It is now two years since PA Chairman Yasser Arafat launched his war of terror against Israel in the expectation that the people of Israel would not be able to withstand for long a wave of terror that reached their streets and homes. It took the massacre at Netanya's Park Hotel on Passover eve for the government to awaken to the fact that Israel was not facing sporadic terrorist incidents or a cycle of violence, but rather a full-fledged war that threatened Israel's existence. Only then was the IDF ordered to enter the Palestinian cities that harbored the terrorist cells and go after the men who orchestrated and conducted this campaign of terror. Best forgotten are past Israeli announcements of unilateral cease-fires, the bluster that "restraint was an expression of power," that the prime minister would not allow himself to be dragged into war, or that he was not going to escalate the conflict. The air has finally been cleared of these misconceptions.

It is now high time for the government to adopt a clear coherent policy for winning this war quickly and setting the stage for negotiations with the Palestinians. It is needed so that IDF actions will be pursued efficiently; it is needed so that the Israeli public, which is bearing the brunt of this war, can see where we are going. It is equally important that the Palestinian population understands our position, and that the world understands the rationale behind our actions. There is no room for "constructive ambiguity" here. At this critical moment, Israel's message must be unambiguous.

Unfortunately, almost the opposite seems to be the case. In all likelihood, government ministers themselves have difficulty understanding where all this is leading. First, the government "decides" that Arafat is now irrelevant. In anybody's language that means that he has no influence on events in the area. Some weeks later, the government decides that this "irrelevant" man must be "isolated," presumably meaning that whereas he does influence events, that influence has to be curtailed by bringing about his "isolation." This "isolation" was to be accomplished by IDF bulldozers knocking down buildings in the Muqata in Ramallah, where Arafat has been ensconced these past weeks.
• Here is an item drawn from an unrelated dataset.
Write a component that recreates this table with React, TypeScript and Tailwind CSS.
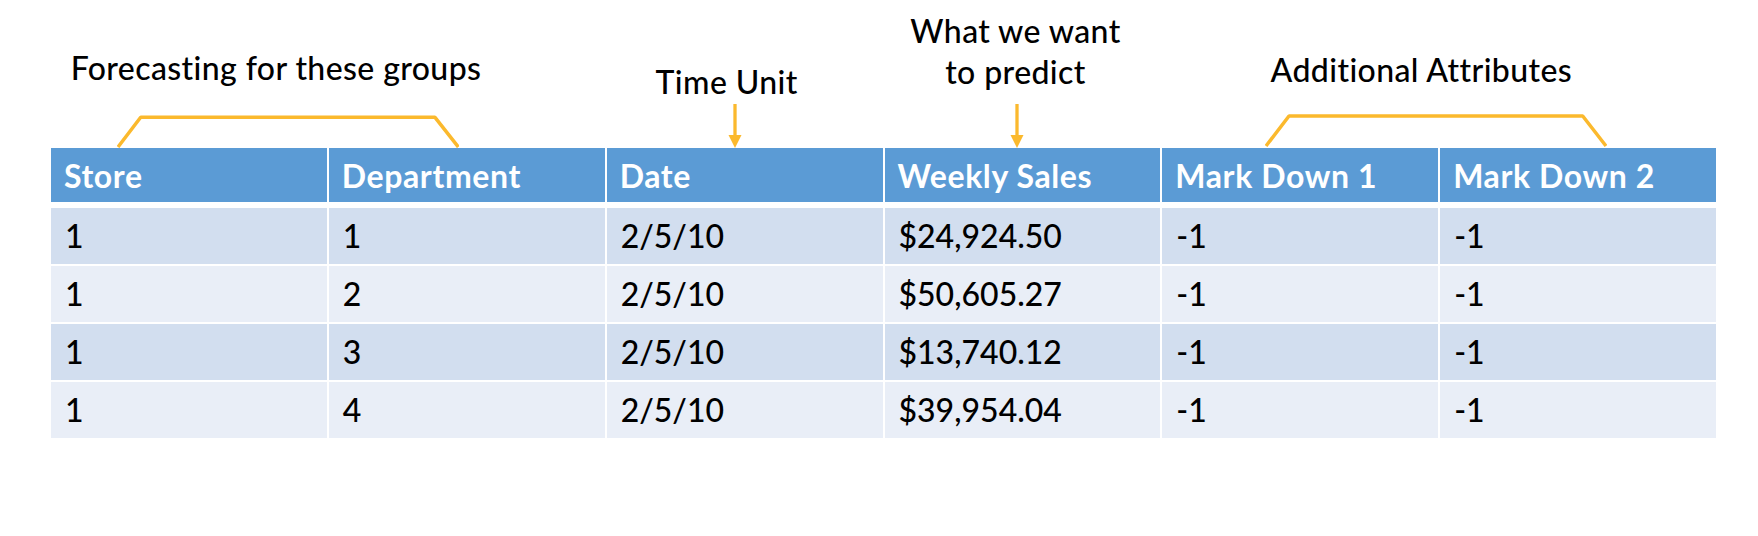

As a result, he may now have a clearer view of his physical surroundings, but he is hardly more isolated than he was before the latest IDF action there. As everyone knows, Arafat is in constant contact by cellular telephone with his underlings, receiving reports and issuing instructions. But what's more, at the same time, Israeli officials, on instruction from government ministers, meet and negotiate with Arafat's subordinates, who maintain such contacts with his permission, negotiate according to his instructions, and report back to him. Arafat's popularity has suddenly been given a boost. Some irrelevance and some isolation!

The subsequent withdrawal of the IDF from the Muqata under U.S. pressure, that should have been anticipated in light of President George W. Bush's moves to form an international consensus for his Iraqi policy, made the government's action seem downright foolish.

Israel needs, and is capable of obtaining, a decisive victory in this war that has been foisted on us and that has already taken such a heavy toll. A decisive victory that will serve as a deterrent to any future recurrence of terrorist warfare against Israeli civilians means suppressions of the Palestinian terrorist networks and bringing down Arafat and his entourage who are responsible for the tragic events of the past two years. No victory is complete without bringing down the leadership that initiated the aggression. That is history's lesson and it is not likely to be different this time. The need for replacing Arafat is recognized by the president of the U.S., and is by now understood by many of the world's leaders and even by many Palestinians. They all know there is little chance of constructive negotiations between Israel and the Palestinians taking place as long as the Palestinians are led by Arafat and the terrorists he has brought with him from Tunis.

But when the Israeli government and its officials, or IDF officers on the government's instructions, meet and negotiate with Arafat's emissaries, somebody in Jerusalem must have his wires crossed. Such ambiguous signals can only sow confusion. What is sorely needed is plain talk and consistent actions.